STATED EXERCISE → Copy exactly the lines that run from the top of the listing to the line containing "const columns = ['SLEEVE", both ends included, and omit the pictures.

GIVEN DATA →

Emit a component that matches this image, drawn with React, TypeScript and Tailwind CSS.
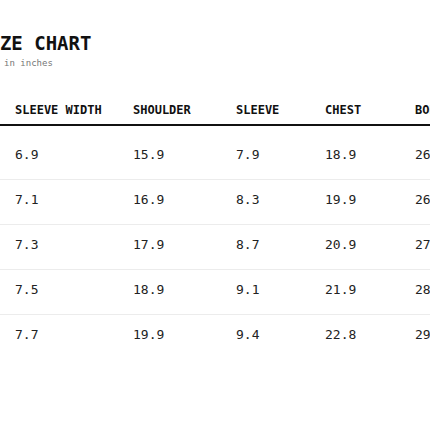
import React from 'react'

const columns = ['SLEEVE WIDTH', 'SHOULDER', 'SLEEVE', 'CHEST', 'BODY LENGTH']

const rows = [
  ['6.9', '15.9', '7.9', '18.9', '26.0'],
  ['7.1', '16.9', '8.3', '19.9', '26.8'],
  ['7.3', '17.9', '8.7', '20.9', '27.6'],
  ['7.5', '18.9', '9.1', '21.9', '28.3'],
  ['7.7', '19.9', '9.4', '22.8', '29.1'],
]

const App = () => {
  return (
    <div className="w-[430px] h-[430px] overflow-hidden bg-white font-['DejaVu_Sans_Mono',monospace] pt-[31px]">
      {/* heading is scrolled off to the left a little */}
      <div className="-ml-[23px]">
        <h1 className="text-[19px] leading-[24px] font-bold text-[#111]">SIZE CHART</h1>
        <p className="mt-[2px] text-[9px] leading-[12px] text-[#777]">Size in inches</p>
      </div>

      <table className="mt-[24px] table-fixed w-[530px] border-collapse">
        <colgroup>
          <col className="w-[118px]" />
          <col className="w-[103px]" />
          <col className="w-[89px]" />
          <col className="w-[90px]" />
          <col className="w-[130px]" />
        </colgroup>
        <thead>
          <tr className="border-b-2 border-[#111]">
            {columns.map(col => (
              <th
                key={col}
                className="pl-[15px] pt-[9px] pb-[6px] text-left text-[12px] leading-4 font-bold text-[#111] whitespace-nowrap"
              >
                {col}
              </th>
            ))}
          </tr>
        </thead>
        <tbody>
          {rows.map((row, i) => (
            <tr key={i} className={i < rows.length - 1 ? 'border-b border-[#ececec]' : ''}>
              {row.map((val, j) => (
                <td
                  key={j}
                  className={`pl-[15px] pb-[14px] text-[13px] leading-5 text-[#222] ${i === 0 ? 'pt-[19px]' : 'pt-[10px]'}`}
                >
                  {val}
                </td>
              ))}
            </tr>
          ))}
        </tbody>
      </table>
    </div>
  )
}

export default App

TASK ANSWER →
Emit a component that matches this image, drawn with React, TypeScript and Tailwind CSS.
import React from 'react'

const columns = ['SLEEVE WIDTH', 'SHOULDER', 'SLEEVE', 'CHEST', 'BODY LENGTH']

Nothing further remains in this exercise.